The response from operators is a deliberate move toward geographic consolidation. Rather than maintaining scattered properties across multiple markets, operators are concentrating acquisitions and development in specific geographic areas. The logic is operational efficiency. Managing multiple properties across different markets requires duplicate staff, inconsistent operational procedures, and higher overhead costs. By concentrating holdings in specific geographies, operators can centralize management functions while maintaining on-site staffing. Lee Miller described the approach: “People are thinking harder, and they are looking to either make purchases or do developments all within the same geographical area, because what they are thinking about long-term is that they may not have a staff to manage one site, or multiple sites. If they can have a centralized staff, it’s not that they’re removing the staff, but you may have the same amount of maintenance people on site who are also working at two other sites that day.”

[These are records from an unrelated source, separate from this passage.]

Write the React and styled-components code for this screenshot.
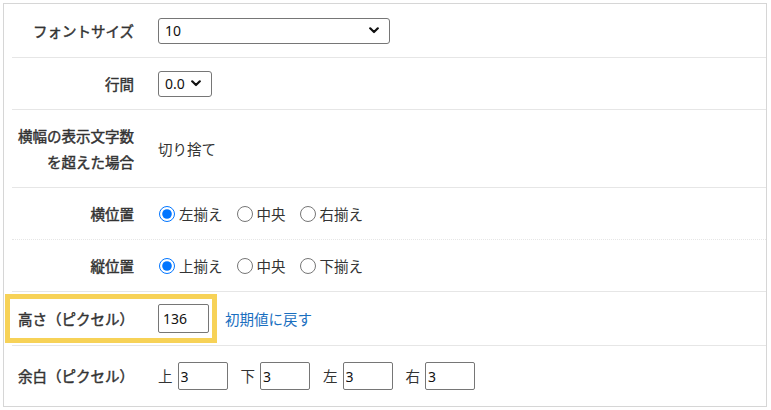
import React from "react";
import styled, { createGlobalStyle } from "styled-components";

const Global = createGlobalStyle`
  html, body { margin: 0; padding: 0; background: #fff; }
  body { font-family: "Noto Sans CJK JP", "Noto Sans", sans-serif; color: #333; }
`;

const Page = styled.div`
  padding: 3px 4px 0 3px;
  width: 771px;
  box-sizing: border-box;
`;

const Panel = styled.div`
  border: 1px solid #d6d6d6;
  height: 404px;
  box-sizing: border-box;
  display: flex;
  flex-direction: column;
`;

const Row = styled.div`
  position: relative;
  margin-left: 8px;
  height: ${(p) => p.$h}px;
  flex: ${(p) => (p.$last ? 1 : "none")};
  box-sizing: border-box;
  border-bottom: ${(p) => (p.$last ? "none" : `1px ${p.$dotted ? "dotted" : "solid"} #e6e6e6`)};
  display: grid;
  grid-template-columns: 122px 1fr;
  column-gap: 24px;
  align-items: center;
`;

const Label = styled.div`
  font-size: 14.5px;
  font-weight: 400;
  -webkit-text-stroke: 0.45px #333;
  line-height: 26px;
  text-align: right;
  color: #333;
  white-space: nowrap;
`;

const Value = styled.div`
  display: flex;
  align-items: center;
  font-size: 14.5px;
  color: #333;
  line-height: 26px;
`;

const SelectBox = styled.div`
  width: ${(p) => p.$w}px;
  height: 26px;
  box-sizing: border-box;
  border: 1px solid #767676;
  border-radius: 3px;
  display: flex;
  align-items: center;
  justify-content: space-between;
  padding: 0 10px 0 6px;
  font-family: "Noto Sans", "Noto Sans CJK JP", sans-serif;
  font-size: 14px;
  color: #111;
`;

const Chevron = () => (
  <svg width="10" height="7" viewBox="0 0 10 7">
    <path d="M1.2 1.3 L5 5 L8.8 1.3" fill="none" stroke="#111" strokeWidth="2.2" strokeLinecap="round" strokeLinejoin="round" />
  </svg>
);

const RadioGroup = styled.div`
  display: flex;
  align-items: center;
  gap: 13px;
`;

const RadioLabel = styled.label`
  display: flex;
  align-items: center;
  gap: 4px;
  font-size: 14.5px;
  color: #333;
`;

const Radio = styled.input.attrs({ type: "radio" })`
  margin: 0 0 0 1px;
  width: 16px;
  height: 16px;
  accent-color: #0075ff;
`;

const NumInput = styled.input`
  width: ${(p) => p.$w}px;
  height: ${(p) => p.$hgt}px;
  box-sizing: border-box;
  border: 1px solid #767676;
  border-radius: 2px;
  padding: 0 ${(p) => p.$pad}px;
  font-family: "Noto Sans", "Noto Sans CJK JP", sans-serif;
  font-size: 14px;
  color: #111;
  outline: none;
`;

const Link = styled.a`
  margin-left: 16px;
  color: #1a6fbf;
  font-size: 14.5px;
  text-decoration: none;
`;

const MarginItem = styled.span`
  display: flex;
  align-items: center;
  gap: 5px;
  margin-right: 13px;
  font-size: 14.5px;
  color: #333;
`;

const Highlight = styled.div`
  position: absolute;
  left: -7px;
  top: 2px;
  width: 212px;
  height: 49px;
  box-sizing: border-box;
  border: 5px solid #f7d257;
  pointer-events: none;
`;

export default function App() {
  return (
    <Page>
      <Global />
      <Panel>
        <Row $h={54}>
          <Label>フォントサイズ</Label>
          <Value>
            <SelectBox $w={232}>
              <span>10</span>
              <Chevron />
            </SelectBox>
          </Value>
        </Row>
        <Row $h={52}>
          <Label>行間</Label>
          <Value>
            <SelectBox $w={54}>
              <span>0.0</span>
              <Chevron />
            </SelectBox>
          </Value>
        </Row>
        <Row $h={78}>
          <Label>
            横幅の表示文字数
            <br />
            を超えた場合
          </Label>
          <Value>切り捨て</Value>
        </Row>
        <Row $h={52} $dotted>
          <Label>横位置</Label>
          <Value>
            <RadioGroup>
              <RadioLabel><Radio name="h" defaultChecked />左揃え</RadioLabel>
              <RadioLabel><Radio name="h" />中央</RadioLabel>
              <RadioLabel><Radio name="h" />右揃え</RadioLabel>
            </RadioGroup>
          </Value>
        </Row>
        <Row $h={52}>
          <Label>縦位置</Label>
          <Value>
            <RadioGroup>
              <RadioLabel><Radio name="v" defaultChecked />上揃え</RadioLabel>
              <RadioLabel><Radio name="v" />中央</RadioLabel>
              <RadioLabel><Radio name="v" />下揃え</RadioLabel>
            </RadioGroup>
          </Value>
        </Row>
        <Row $h={54}>
          <Label>高さ（ピクセル）</Label>
          <Value>
            <NumInput $w={51} $hgt={29} $pad={4} defaultValue="136" />
            <Link href="#">初期値に戻す</Link>
          </Value>
          <Highlight />
        </Row>
        <Row $last>
          <Label>余白（ピクセル）</Label>
          <Value>
            <MarginItem>上<NumInput $w={50} $hgt={28} $pad={2} defaultValue="3" /></MarginItem>
            <MarginItem>下<NumInput $w={50} $hgt={28} $pad={2} defaultValue="3" /></MarginItem>
            <MarginItem>左<NumInput $w={50} $hgt={28} $pad={2} defaultValue="3" /></MarginItem>
            <MarginItem>右<NumInput $w={50} $hgt={28} $pad={2} defaultValue="3" /></MarginItem>
          </Value>
        </Row>
      </Panel>
    </Page>
  );
}
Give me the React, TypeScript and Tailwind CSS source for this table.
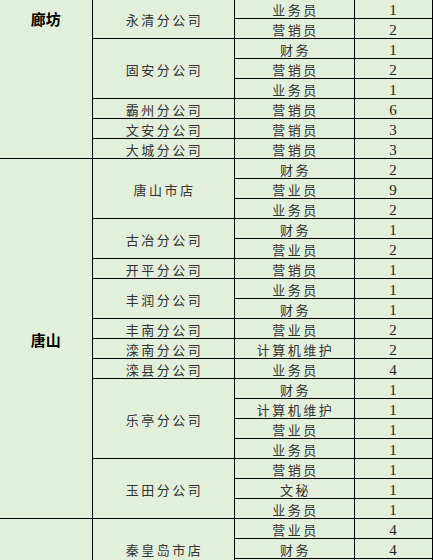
import React from "react";

type Row = {
  region?: { label: string; span: number; top?: boolean };
  company?: { name: string; span: number };
  role: string;
  count: string;
};

const rows: Row[] = [
  { region: { label: "廊坊", span: 8, top: true }, company: { name: "永清分公司", span: 2 }, role: "业务员", count: "1" },
  { role: "营销员", count: "2" },
  { company: { name: "固安分公司", span: 3 }, role: "财务", count: "1" },
  { role: "营销员", count: "2" },
  { role: "业务员", count: "1" },
  { company: { name: "霸州分公司", span: 1 }, role: "营销员", count: "6" },
  { company: { name: "文安分公司", span: 1 }, role: "营销员", count: "3" },
  { company: { name: "大城分公司", span: 1 }, role: "营销员", count: "3" },
  { region: { label: "唐山", span: 18 }, company: { name: "唐山市店", span: 3 }, role: "财务", count: "2" },
  { role: "营业员", count: "9" },
  { role: "业务员", count: "2" },
  { company: { name: "古冶分公司", span: 2 }, role: "财务", count: "1" },
  { role: "营业员", count: "2" },
  { company: { name: "开平分公司", span: 1 }, role: "营销员", count: "1" },
  { company: { name: "丰润分公司", span: 2 }, role: "业务员", count: "1" },
  { role: "财务", count: "1" },
  { company: { name: "丰南分公司", span: 1 }, role: "营业员", count: "2" },
  { company: { name: "滦南分公司", span: 1 }, role: "计算机维护", count: "2" },
  { company: { name: "滦县分公司", span: 1 }, role: "业务员", count: "4" },
  { company: { name: "乐亭分公司", span: 4 }, role: "财务", count: "1" },
  { role: "计算机维护", count: "1" },
  { role: "营业员", count: "1" },
  { role: "业务员", count: "1" },
  { company: { name: "玉田分公司", span: 3 }, role: "营销员", count: "1" },
  { role: "文秘", count: "1" },
  { role: "业务员", count: "1" },
  { region: { label: "", span: 3 }, company: { name: "秦皇岛市店", span: 3 }, role: "营业员", count: "4" },
  { role: "财务", count: "4" },
  // last row runs past the bottom edge, only its top line shows
  { role: "", count: "" },
];

const cjk = "font-['Noto_Sans_CJK_SC',sans-serif] text-[13px] tracking-[2.5px] text-[#333]";

export default function App() {
  return (
    <div className="h-[560px] w-[433px] overflow-hidden bg-[#e2efda]">
      <table className="-mt-[2px] w-[432px] table-fixed border-collapse">
        <colgroup>
          <col className="w-[92px]" />
          <col className="w-[142px]" />
          <col className="w-[120px]" />
          <col className="w-[78px]" />
        </colgroup>
        <tbody>
          {rows.map((r, i) => (
            <tr key={i} className="h-[20px]">
              {r.region && (
                <td
                  rowSpan={r.region.span}
                  className={`border border-l-0 border-black p-0 text-center font-['Noto_Sans_CJK_SC',sans-serif] text-[15px] font-bold leading-[20px] text-black ${
                    r.region.top ? "align-top pt-[10px]" : "align-middle pt-[2px]"
                  }`}
                >
                  {r.region.label}
                </td>
              )}
              {r.company && (
                <td
                  rowSpan={r.company.span}
                  className={`border border-black p-0 pt-[2px] pl-[3px] text-center align-middle leading-[16px] ${cjk}`}
                >
                  {r.company.name}
                </td>
              )}
              <td className={`border border-black p-0 pt-[2px] pl-[3px] text-center align-middle leading-[16px] ${cjk}`}>
                {r.role}
              </td>
              <td className="border border-black p-0 pt-[2px] text-center align-middle font-['Liberation_Serif',serif] text-[15px] leading-[16px] text-[#222]">
                {r.count}
              </td>
            </tr>
          ))}
        </tbody>
      </table>
    </div>
  );
}
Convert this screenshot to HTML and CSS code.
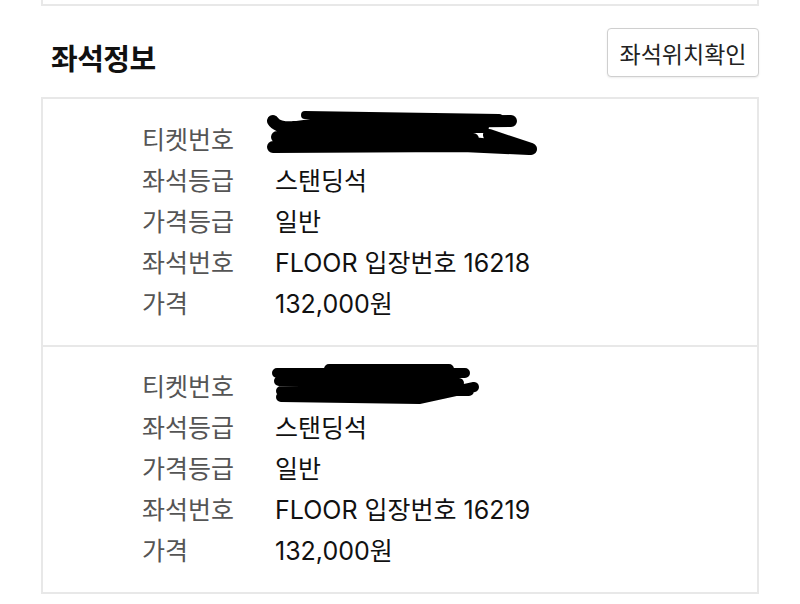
FILE: index.html
```html
<!DOCTYPE html>
<html lang="ko">
<head>
    <meta charset="UTF-8">
    <meta name="viewport" content="width=device-width, initial-scale=1.0">
    <title>좌석정보</title>
    <link rel="stylesheet" href="styles.css">
</head>
<body>
    <div class="container">
        <div class="prev-card"></div>

        <!-- Section header -->
        <div class="section-head">
            <h2 class="section-title">좌석정보</h2>
            <button class="seat-btn">좌석위치확인</button>
        </div>

        <!-- Seat list -->
        <div class="seat-list">
            <div class="seat">
                <div class="label">티켓번호</div>
                <div class="value redacted">
                    <svg class="scribble one" width="290" height="52" viewBox="0 0 290 52">
                        <path d="M 10 12 C 16 22, 40 18, 60 14 L 248 12 M 30 18 L 220 18 M 10 38 L 200 37 L 266 40 M 200 33 L 266 40 M 226 26 L 268 40 M 14 28 L 210 30 M 40 24 L 200 24" stroke="#000" stroke-width="12" stroke-linecap="round" stroke-linejoin="round" fill="none"/>
                        <path d="M 42 6 L 236 9" stroke="#000" stroke-width="8" stroke-linecap="round" fill="none"/>
                    </svg>
                </div>
                <div class="label">좌석등급</div>
                <div class="value">스탠딩석</div>
                <div class="label">가격등급</div>
                <div class="value">일반</div>
                <div class="label">좌석번호</div>
                <div class="value">FLOOR 입장번호 16218</div>
                <div class="label">가격</div>
                <div class="value">132,000원</div>
            </div>
            <div class="seat">
                <div class="label">티켓번호</div>
                <div class="value redacted">
                    <svg class="scribble two" width="230" height="44" viewBox="0 0 230 44">
                        <path d="M 8 10 L 196 10 M 60 6 L 180 6 M 10 18 L 190 20 M 12 28 L 200 28 M 12 34 L 150 36 L 205 24 M 20 24 L 160 24" stroke="#000" stroke-width="10" stroke-linecap="round" stroke-linejoin="round" fill="none"/>
                    </svg>
                </div>
                <div class="label">좌석등급</div>
                <div class="value">스탠딩석</div>
                <div class="label">가격등급</div>
                <div class="value">일반</div>
                <div class="label">좌석번호</div>
                <div class="value">FLOOR 입장번호 16219</div>
                <div class="label">가격</div>
                <div class="value">132,000원</div>
            </div>
        </div>
    </div>
</body>
</html>
```

FILE: styles.css
```css
body {
    margin: 0;
    padding: 0;
    background: #fff;
    font-family: Inter, "Noto Sans CJK KR", "Noto Sans", sans-serif;
    color: #111;
}
.container {
    padding: 0 41px;
}
.prev-card {
    height: 4px;
    border: 2px solid #e8e8e8;
    border-top: none;
}
.section-head {
    display: flex;
    justify-content: space-between;
    align-items: flex-end;
    padding: 22px 0 0 10px;
    margin-bottom: 20px;
}
.section-title {
    margin: 0;
    font-size: 29px;
    font-weight: bold;
    line-height: 34px;
    letter-spacing: -0.5px;
}
.seat-btn {
    height: 49px;
    width: 152px;
    padding: 0;
    background: #fff;
    border: 1px solid #cfcfcf;
    border-radius: 4px;
    box-shadow: 0 1px 2px rgba(0, 0, 0, 0.08);
    font-family: inherit;
    font-size: 23px;
    color: #222;
    cursor: pointer;
}
.seat-list {
    border: 2px solid #e8e8e8;
}
.seat {
    display: grid;
    grid-template-columns: 133px 1fr;
    grid-auto-rows: 41px;
    align-items: center;
    padding: 18px 0 23px 99px;
}
.seat + .seat {
    border-top: 2px solid #e8e8e8;
    padding-top: 17px;
}
.label {
    font-size: 25px;
    color: #555;
}
.value {
    font-size: 25px;
    color: #111;
}
.redacted {
    position: relative;
    height: 41px;
}
.scribble {
    position: absolute;
    overflow: visible;
}
.scribble.one {
    left: -12px;
    top: -8px;
}
.scribble.two {
    left: -6px;
    top: -1px;
}
```
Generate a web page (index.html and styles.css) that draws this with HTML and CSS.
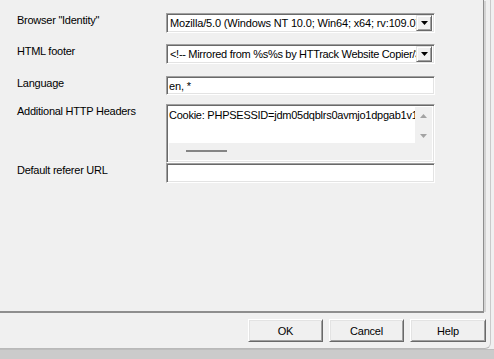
FILE: index.html
```html
<!DOCTYPE html>
<html lang="en">
<head>
    <meta charset="UTF-8">
    <title>Options</title>
    <link rel="stylesheet" href="styles.css">
</head>
<body>
    <div class="dialog">
        <div class="page">
            <div class="form">
                <div class="row row-browser">
                    <span class="label">Browser "Identity"</span>
                    <div class="field combo">
                        <span class="value">Mozilla/5.0 (Windows NT 10.0; Win64; x64; rv:109.0) Gecko/20100101 Firefox/115.0</span>
                        <span class="drop-button">
                            <svg width="7" height="4" viewBox="0 0 7 4"><polygon points="0,0 7,0 3.5,4" fill="#000"/></svg>
                        </span>
                    </div>
                </div>
                <div class="row row-footer">
                    <span class="label">HTML footer</span>
                    <div class="field combo">
                        <span class="value">&lt;!-- Mirrored from %s%s by HTTrack Website Copier/3.x [XR&amp;CO'2014], %s --&gt;</span>
                        <span class="drop-button">
                            <svg width="7" height="4" viewBox="0 0 7 4"><polygon points="0,0 7,0 3.5,4" fill="#000"/></svg>
                        </span>
                    </div>
                </div>
                <div class="row row-language">
                    <span class="label">Language</span>
                    <div class="field edit">
                        <span class="value">en, *</span>
                    </div>
                </div>
                <div class="row row-headers">
                    <span class="label">Additional HTTP Headers</span>
                    <div class="field memo">
                        <div class="memo-body">
                            <span class="memo-text">Cookie: PHPSESSID=jdm05dqblrs0avmjo1dpgab1v1</span>
                            <div class="vscroll">
                                <svg width="7" height="4" viewBox="0 0 7 4"><polygon points="0,4 7,4 3.5,0" fill="#a3a3a3"/></svg>
                                <svg width="7" height="4" viewBox="0 0 7 4"><polygon points="0,0 7,0 3.5,4" fill="#a3a3a3"/></svg>
                            </div>
                        </div>
                        <div class="hscroll">
                            <div class="hthumb"></div>
                        </div>
                    </div>
                </div>
                <div class="row row-referer">
                    <span class="label">Default referer URL</span>
                    <div class="field edit">
                        <span class="value"></span>
                    </div>
                </div>
            </div>
        </div>

        <div class="buttons">
            <button class="btn">OK</button>
            <button class="btn">Cancel</button>
            <button class="btn btn-help">Help</button>
        </div>
    </div>
    <div class="band"></div>
</body>
</html>
```

FILE: styles.css
```css
:root {
    --face: #f0f0f0;
    --light: #ffffff;
    --soft: #e3e3e3;
    --shadow: #a0a0a0;
    --dark: #696969;
}

* {
    box-sizing: border-box;
}

body {
    margin: 0;
    width: 494px;
    height: 359px;
    overflow: hidden;
    background-color: var(--face);
    font-family: "Liberation Sans", Arial, sans-serif;
    font-size: 11px;
    line-height: 13px;
    color: #000;
}

.dialog {
    width: 491px;
    height: 349px;
    border-right: 1px solid #c9c9c9;
    border-bottom: 1px solid #b9b9b9;
    border-bottom-right-radius: 6px;
    background-color: var(--face);
}

.page {
    width: 484px;
    height: 313px;
    border-right: 1px solid #8e8e8e;
    border-bottom: 2px solid #8e8e8e;
    box-shadow: 3px 0 0 -1px #d4d4d4;
}

.form {
    padding: 13px 0 0 17px;
}

.row {
    display: grid;
    grid-template-columns: 149px 269px;
    align-items: start;
}

.row-footer { margin-top: 11px; }
.row-language { margin-top: 12px; }
.row-headers { margin-top: 9px; }

.label {
    padding-top: 1px;
    letter-spacing: -0.25px;
    white-space: nowrap;
}

/* sunken 3d frame, like the old win32 edit controls */
.field {
    border-top: 1px solid var(--shadow);
    border-left: 1px solid var(--shadow);
    border-right: 1px solid var(--light);
    border-bottom: 1px solid var(--light);
    box-shadow: inset 1px 1px 0 var(--dark), inset -1px -1px 0 var(--soft);
    background-color: #fff;
    overflow: hidden;
}

.value {
    display: block;
    white-space: nowrap;
    overflow: hidden;
    letter-spacing: -0.15px;
}

.row-footer .value {
    letter-spacing: -0.3px;
}

.combo {
    height: 20px;
    display: flex;
    align-items: center;
    padding: 2px 2px 2px 3px;
}

.combo .value {
    flex: 1;
}

.drop-button {
    width: 16px;
    height: 16px;
    flex: none;
    display: flex;
    align-items: center;
    justify-content: center;
    background-color: var(--face);
    border-top: 1px solid var(--soft);
    border-left: 1px solid var(--soft);
    border-right: 1px solid var(--dark);
    border-bottom: 1px solid var(--dark);
    box-shadow: inset 1px 1px 0 var(--light), inset -1px -1px 0 var(--shadow);
}

.edit {
    height: 19px;
    padding: 3px 2px 0 2px;
}

.row-referer .edit {
    height: 20px;
}

.memo {
    height: 59px;
    padding: 2px;
    display: flex;
    flex-direction: column;
}

.memo-body {
    flex: 1;
    display: flex;
}

.memo-text {
    flex: 1;
    padding: 2px 0 0 0;
    white-space: nowrap;
    overflow: hidden;
    letter-spacing: -0.25px;
}

.vscroll {
    width: 17px;
    flex: none;
    background-color: var(--face);
    display: flex;
    flex-direction: column;
    justify-content: space-between;
    align-items: center;
    padding: 7px 0 5px 0;
}

.hscroll {
    height: 17px;
    background-color: var(--face);
    padding: 7px 0 0 17px;
}

.hthumb {
    width: 41px;
    height: 2px;
    background-color: #858585;
}

.buttons {
    display: flex;
    justify-content: flex-end;
    gap: 6px;
    padding: 6px 4px 0 0;
}

.btn {
    width: 75px;
    height: 23px;
    margin: 0;
    padding: 0;
    font-family: "Liberation Sans", Arial, sans-serif;
    font-size: 11px;
    color: #000;
    background-color: var(--face);
    border-top: 1px solid var(--light);
    border-left: 1px solid var(--light);
    border-right: 1px solid var(--dark);
    border-bottom: 1px solid var(--dark);
    box-shadow: inset 1px 1px 0 var(--soft), inset -1px -1px 0 var(--shadow);
    letter-spacing: -0.2px;
}

.btn-help {
    width: 76px;
}

.band {
    height: 10px;
    background-color: #cbcbcb;
    border-top: 1px solid #bdbdbd;
}
```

The strategy reflects a fundamental shift in how operators think about portfolio construction. Scale no longer means more properties scattered across more markets. It means density within markets. A centralized team can manage multiple properties more efficiently than distributed teams managing single properties. This approach also creates operational consistency, reduces training overhead, and allows for better procurement leverage on maintenance and materials at a market level. Operators who can execute this strategy effectively gain cost advantages that directly improve margins.
For the remainder of 2026, the multifamily sector will likely divide along these lines. Leasing fundamentals will remain reasonably stable. Absorption will continue in most markets. But the economics of building and operating will sort operators by capability and strategy. Those with the discipline to consolidate geographically, shift toward lower-cost product types, and centralize operations will find operational leverage. Those maintaining fragmented portfolios across multiple markets will face continued margin pressure. Capital will continue to flow into the sector, but increasingly toward operators executing clear consolidation strategies rather than toward bulldozer developments chasing growth in saturated primary markets.